The ticking time bomb
In France (life expectancy: 82), workers and students took to the streets to protest President Emmanuel Macron’s push to overhaul the pension system and raise the minimum retirement age to 64 from 62 by 2030, an attempt to tame the country’s ballooning social welfare costs. (In the United States, where the life expectancy is 77, the typical retirement age is 67, but workers as young as 62 can begin collecting Social Security benefits.)
France spends just over 14 percent of its GDP on pensions, one of the highest rates among the group of rich countries that comprise the Organization for Economic Cooperation and Development. “We need to work more,” Mr. Macron said in a New Year’s address, to “pass on to our children a fair and durable social model, because it will be credible and financed in the long term.”
The situation is more grim in China (life expectancy: 78), which is confronting a shrinking population. One reason: It costs more to raise a child in parts of China than it does in the United States, a reality that’s pushing families and professional women to choose not to have children (despite a number of government inducements to get them to do so). The not-too-distant impact: a shortage of workers could imperil economic growth and torpedo Beijing’s ability to raise sufficient funding through taxation of the younger, working population to support the biggest population of pensioners on the planet.

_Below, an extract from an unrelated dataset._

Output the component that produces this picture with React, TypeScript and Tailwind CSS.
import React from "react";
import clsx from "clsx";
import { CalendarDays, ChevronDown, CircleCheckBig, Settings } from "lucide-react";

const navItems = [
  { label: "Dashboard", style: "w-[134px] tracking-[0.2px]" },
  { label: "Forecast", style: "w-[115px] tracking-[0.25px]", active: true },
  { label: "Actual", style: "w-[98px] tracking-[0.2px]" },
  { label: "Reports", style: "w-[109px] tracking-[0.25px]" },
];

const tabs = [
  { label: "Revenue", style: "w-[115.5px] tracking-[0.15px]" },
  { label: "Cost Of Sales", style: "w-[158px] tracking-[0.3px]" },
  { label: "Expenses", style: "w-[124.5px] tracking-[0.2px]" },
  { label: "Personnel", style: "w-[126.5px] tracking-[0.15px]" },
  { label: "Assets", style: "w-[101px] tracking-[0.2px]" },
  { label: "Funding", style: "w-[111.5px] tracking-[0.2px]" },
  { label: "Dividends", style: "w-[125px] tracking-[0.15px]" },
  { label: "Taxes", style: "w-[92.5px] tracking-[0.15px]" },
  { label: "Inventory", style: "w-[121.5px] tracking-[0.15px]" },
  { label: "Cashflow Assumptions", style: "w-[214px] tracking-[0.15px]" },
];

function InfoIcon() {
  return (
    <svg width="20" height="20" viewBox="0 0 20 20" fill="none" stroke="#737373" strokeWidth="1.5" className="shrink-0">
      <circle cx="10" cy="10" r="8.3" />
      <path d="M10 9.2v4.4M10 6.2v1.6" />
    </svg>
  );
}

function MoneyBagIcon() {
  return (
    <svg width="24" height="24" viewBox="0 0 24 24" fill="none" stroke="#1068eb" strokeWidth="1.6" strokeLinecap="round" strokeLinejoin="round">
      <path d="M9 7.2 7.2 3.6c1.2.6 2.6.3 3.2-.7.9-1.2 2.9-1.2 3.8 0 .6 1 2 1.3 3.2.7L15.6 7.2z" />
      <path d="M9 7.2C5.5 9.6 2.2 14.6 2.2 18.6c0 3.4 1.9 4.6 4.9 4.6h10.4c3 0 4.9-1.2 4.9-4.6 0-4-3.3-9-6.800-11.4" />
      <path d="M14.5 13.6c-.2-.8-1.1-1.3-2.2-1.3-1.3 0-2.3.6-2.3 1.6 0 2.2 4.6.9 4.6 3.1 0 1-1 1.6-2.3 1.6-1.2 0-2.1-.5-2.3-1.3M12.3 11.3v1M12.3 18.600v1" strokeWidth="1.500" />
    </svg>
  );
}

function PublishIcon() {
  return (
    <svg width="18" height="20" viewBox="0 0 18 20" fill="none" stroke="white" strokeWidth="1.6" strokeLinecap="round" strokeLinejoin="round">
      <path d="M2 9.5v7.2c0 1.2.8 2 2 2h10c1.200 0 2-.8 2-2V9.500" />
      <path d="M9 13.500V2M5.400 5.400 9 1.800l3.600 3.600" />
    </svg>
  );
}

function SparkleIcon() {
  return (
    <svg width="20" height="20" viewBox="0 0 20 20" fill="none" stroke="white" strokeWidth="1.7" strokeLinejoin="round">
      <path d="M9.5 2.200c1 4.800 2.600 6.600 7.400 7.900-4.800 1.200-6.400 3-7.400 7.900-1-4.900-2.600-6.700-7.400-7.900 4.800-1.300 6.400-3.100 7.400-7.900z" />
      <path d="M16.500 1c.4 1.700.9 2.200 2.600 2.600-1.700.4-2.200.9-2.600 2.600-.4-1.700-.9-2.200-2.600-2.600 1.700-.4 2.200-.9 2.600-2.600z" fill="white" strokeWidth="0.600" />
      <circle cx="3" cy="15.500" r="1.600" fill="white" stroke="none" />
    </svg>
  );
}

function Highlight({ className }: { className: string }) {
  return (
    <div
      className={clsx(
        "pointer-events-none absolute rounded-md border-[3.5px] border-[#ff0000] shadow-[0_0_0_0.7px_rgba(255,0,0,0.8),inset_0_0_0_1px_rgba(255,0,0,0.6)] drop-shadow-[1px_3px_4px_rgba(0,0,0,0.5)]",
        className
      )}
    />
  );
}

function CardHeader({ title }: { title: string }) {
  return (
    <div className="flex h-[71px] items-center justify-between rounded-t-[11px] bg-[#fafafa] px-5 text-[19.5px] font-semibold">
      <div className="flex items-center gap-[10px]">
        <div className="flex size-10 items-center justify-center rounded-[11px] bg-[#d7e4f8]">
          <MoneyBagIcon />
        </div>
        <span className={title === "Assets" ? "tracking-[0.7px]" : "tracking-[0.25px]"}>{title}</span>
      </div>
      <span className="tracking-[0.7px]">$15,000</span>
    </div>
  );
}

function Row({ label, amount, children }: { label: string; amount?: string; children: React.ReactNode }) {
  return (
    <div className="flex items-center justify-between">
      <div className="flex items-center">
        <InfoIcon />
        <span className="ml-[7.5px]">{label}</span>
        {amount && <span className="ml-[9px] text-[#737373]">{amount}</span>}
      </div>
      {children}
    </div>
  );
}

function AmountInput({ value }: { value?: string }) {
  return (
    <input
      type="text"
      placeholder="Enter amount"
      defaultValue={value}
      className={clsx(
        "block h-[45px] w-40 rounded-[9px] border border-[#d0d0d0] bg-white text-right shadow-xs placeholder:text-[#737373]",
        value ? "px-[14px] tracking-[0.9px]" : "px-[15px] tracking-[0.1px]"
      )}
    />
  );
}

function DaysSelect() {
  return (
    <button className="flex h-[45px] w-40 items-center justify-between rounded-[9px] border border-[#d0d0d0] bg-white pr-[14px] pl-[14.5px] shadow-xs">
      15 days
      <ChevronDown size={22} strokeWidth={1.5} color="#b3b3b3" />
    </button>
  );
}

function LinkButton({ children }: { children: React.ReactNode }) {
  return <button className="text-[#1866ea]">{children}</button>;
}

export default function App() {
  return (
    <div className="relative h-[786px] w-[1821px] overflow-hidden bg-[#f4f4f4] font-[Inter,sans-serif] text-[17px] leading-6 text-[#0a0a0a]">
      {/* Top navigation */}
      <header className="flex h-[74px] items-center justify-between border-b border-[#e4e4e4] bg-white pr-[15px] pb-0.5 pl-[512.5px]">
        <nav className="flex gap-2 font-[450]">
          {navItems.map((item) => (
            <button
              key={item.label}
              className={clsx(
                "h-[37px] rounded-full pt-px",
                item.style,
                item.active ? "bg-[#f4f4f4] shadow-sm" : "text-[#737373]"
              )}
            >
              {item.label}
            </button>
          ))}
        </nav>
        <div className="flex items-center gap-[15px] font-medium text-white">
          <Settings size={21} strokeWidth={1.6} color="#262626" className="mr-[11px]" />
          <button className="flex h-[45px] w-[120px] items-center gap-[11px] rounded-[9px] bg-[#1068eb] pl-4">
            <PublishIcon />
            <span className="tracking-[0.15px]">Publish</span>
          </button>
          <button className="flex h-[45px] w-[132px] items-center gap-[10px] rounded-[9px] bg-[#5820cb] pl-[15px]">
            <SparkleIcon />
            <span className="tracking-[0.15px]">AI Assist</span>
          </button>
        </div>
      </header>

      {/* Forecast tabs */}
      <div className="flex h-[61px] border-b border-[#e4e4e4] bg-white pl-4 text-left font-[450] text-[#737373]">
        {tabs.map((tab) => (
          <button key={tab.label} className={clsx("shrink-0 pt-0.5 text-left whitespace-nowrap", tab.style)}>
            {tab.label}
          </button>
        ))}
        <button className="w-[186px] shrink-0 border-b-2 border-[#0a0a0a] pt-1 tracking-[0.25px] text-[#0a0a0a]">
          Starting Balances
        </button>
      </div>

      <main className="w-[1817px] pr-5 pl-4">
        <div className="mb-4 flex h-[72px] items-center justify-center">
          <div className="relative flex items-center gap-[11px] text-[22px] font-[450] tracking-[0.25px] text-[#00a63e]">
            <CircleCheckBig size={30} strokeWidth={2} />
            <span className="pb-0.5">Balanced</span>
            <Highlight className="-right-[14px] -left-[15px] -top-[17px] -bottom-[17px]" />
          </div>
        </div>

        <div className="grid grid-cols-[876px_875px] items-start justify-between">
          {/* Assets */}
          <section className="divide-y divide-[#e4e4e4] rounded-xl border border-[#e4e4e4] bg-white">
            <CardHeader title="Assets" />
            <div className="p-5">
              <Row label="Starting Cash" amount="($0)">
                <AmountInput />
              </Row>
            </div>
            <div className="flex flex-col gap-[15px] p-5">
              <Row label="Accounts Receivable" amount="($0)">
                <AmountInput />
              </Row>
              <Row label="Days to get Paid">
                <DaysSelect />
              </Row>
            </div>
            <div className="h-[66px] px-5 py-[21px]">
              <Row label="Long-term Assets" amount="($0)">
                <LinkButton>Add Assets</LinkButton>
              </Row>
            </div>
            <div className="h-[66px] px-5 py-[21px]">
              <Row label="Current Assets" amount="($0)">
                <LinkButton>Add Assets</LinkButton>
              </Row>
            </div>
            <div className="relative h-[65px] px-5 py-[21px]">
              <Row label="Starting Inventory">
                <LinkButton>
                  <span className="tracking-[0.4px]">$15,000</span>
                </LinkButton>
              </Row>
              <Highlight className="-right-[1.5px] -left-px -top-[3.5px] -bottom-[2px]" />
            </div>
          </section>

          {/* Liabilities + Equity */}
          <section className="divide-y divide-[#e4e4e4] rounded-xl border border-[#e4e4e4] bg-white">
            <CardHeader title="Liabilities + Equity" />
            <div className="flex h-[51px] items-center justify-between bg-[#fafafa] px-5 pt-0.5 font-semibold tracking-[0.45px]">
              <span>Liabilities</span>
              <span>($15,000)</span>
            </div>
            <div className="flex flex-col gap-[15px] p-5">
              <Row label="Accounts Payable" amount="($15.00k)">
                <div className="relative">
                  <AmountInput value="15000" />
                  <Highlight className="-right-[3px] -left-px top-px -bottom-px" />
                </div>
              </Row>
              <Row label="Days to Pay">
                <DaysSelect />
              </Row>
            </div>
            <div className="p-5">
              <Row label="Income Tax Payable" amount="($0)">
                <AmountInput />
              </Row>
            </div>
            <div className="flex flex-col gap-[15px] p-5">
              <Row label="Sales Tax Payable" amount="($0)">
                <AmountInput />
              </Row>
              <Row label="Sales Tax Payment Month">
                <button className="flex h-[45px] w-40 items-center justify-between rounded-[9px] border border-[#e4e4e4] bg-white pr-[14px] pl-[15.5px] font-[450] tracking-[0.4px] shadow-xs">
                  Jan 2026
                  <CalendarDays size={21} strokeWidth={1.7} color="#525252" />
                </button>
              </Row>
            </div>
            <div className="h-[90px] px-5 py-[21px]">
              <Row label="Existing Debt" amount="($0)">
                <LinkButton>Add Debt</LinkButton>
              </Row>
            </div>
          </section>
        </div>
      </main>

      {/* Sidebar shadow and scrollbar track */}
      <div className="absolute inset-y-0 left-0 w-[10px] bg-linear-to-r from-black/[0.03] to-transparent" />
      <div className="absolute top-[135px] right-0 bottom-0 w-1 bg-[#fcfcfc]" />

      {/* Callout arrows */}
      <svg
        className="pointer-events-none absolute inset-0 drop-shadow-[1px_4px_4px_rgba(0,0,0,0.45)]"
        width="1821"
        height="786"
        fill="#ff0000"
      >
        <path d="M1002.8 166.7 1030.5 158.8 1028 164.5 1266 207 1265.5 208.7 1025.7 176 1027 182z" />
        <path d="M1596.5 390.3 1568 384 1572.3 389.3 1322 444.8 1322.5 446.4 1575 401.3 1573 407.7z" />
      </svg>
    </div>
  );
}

S&P Global, the credit ratings agency, sees China- and France-like warning signs across the world. Lower fertility rates, rocky public finances and rising interest rates combined with longer life expectancies are creating a “global aging crisis.” Unless countries begin serious “policy action to cut age-related spending,” two Standard & Poor’s analysts, Samuel Tilleray and Marko Mrsnik, wrote in a note this week, a potential avalanche of longevity-fueled junk ratings will follow, raising costs for future generations. “Just over half of the 81 sovereigns we have analyzed would have credit metrics that we associate with speculative-grade sovereign credit ratings (‘BB+’ or below) by 2060.”

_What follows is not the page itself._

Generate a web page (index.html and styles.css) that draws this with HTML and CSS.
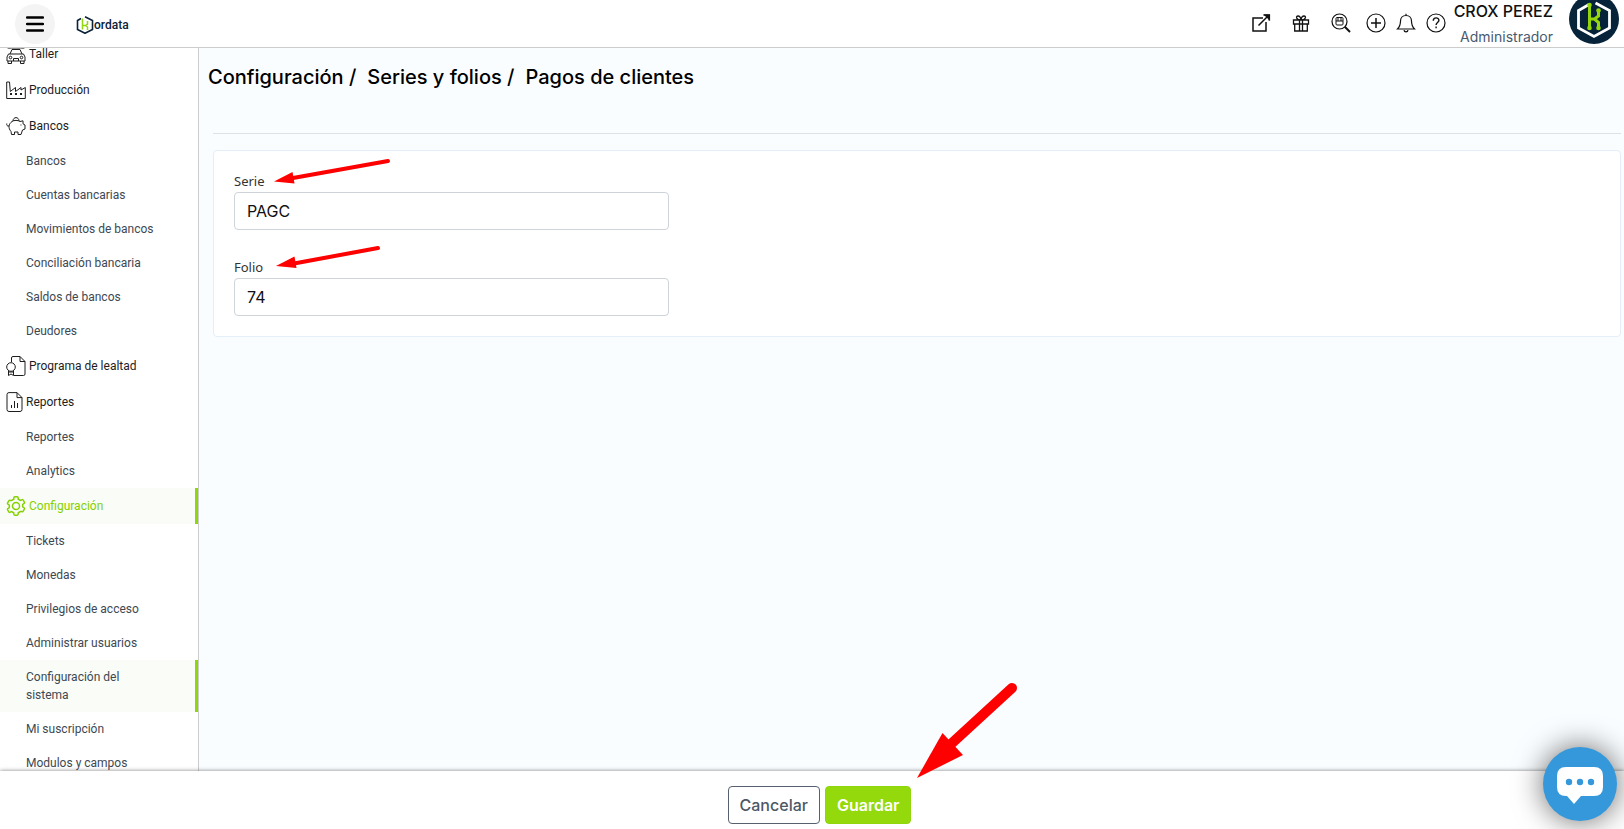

Welcome to the ‘longevity economy’
At the World Economic Forum, organizers tried their best to change the gloomy Malthusian narrative about aging. Talk of time bombs or a “silver tsunami” were out, replaced by high-level discussions on what the forum calls the “longevity economy.” A central theme: If we’re expected to live longer, we’re going to have to adjust some life goals and work longer, too.
Darryl White, the chief executive of the Canadian bank BMO, said society needed to consider a different kind of life hack. For starters, we have to ditch the first-school-then-work-then-retire framework. Life is “nonlinear,” he told a panel on super-aging. “I could decide that I want to start working earlier. I could decide that I want to retire later. I could decide that I want to have various recommitments to my career as I reinvent myself.”
Upskilling and reskilling are important to this strategy, an investment obligation that will need to be shared by employees, employers and governments. The upside: W.E.F. calculates that by improving access to reskilling and lifelong learning, workplace productivity would increase and add $8.3 trillion to global gross domestic product by 2030.
Giving workers the opportunity and resources to work well beyond their retirement age is good for society and companies, said Lynda Gratton, a professor of management practice at London Business School and a co-author of “The Hundred-Year Life: Living and Working in an Age of Longevity.”
“We know that when people stopped working in their early 60s, their social capital deteriorates, their networks deteriorate. They’re not so cognitively active,” she told DealBook. Plus, a longer stint in the workplace would help their personal finances, which would ease pressure on the pension system.
Age discrimination, she said, is growing more pervasive in the corporate world, and that could affect corporate productivity. “I would like to see corporations held accountable for age discrimination just as they are for every other form of discrimination,” she said. “I would like companies to have to report how many people are employed at different ages so we can get a sense of, ‘Are you employing people in their 60s and 70s?’” Such a measure, she believes, would pressure management to recruit from a broader talent pool. And companies would see the benefits of building multigenerational workplaces.
‘A huge burden on the young generation’
Young people struggling to break into their careers might want to see such data reported, too. Noura Berrouba, president of the National Council of Swedish Youth Organisations, told the W.E.F. panel that age-based discrimination affects the job prospects of the old and young alike. “If we’re being honest, the way our demographic curve is bending, it’s going to be a huge burden on the young generation,” she said.
She proposed more progressive tax policy, fairer wages and more corporate governance scrutiny to ensure that enough money is going into the collective pot to fund more people getting a social security check.
Ms. Berrouba also suggests that workplaces need to strengthen the bonds between younger and older employees. “If people are living longer lives — hopefully more equitable lives — we need to make sure that intergenerational solidarity is part of that,” she said. “Many young people feel that intergenerational solidarity is going in one direction. It’s going from young people to the elderly, but it’s not going in the other direction.”
Governments have made steady changes to national retirement policy in recent years. The O.E.C.D. average for the minimum retirement age is 62.5, but will tick up to 64 in the coming years as a number of countries, including Denmark, the Netherlands and Sweden, push up the minimum pension age to correspond with increases in life expectancy.
Hervé Boulhol, a senior economist at the O.E.C.D. specializing in pensions, bristles at the idea of an aging time bomb threatening the world’s biggest economies. But he does see a risk if policymakers and business leaders fail to address the matter. “Yes, the clock is ticking,” he said.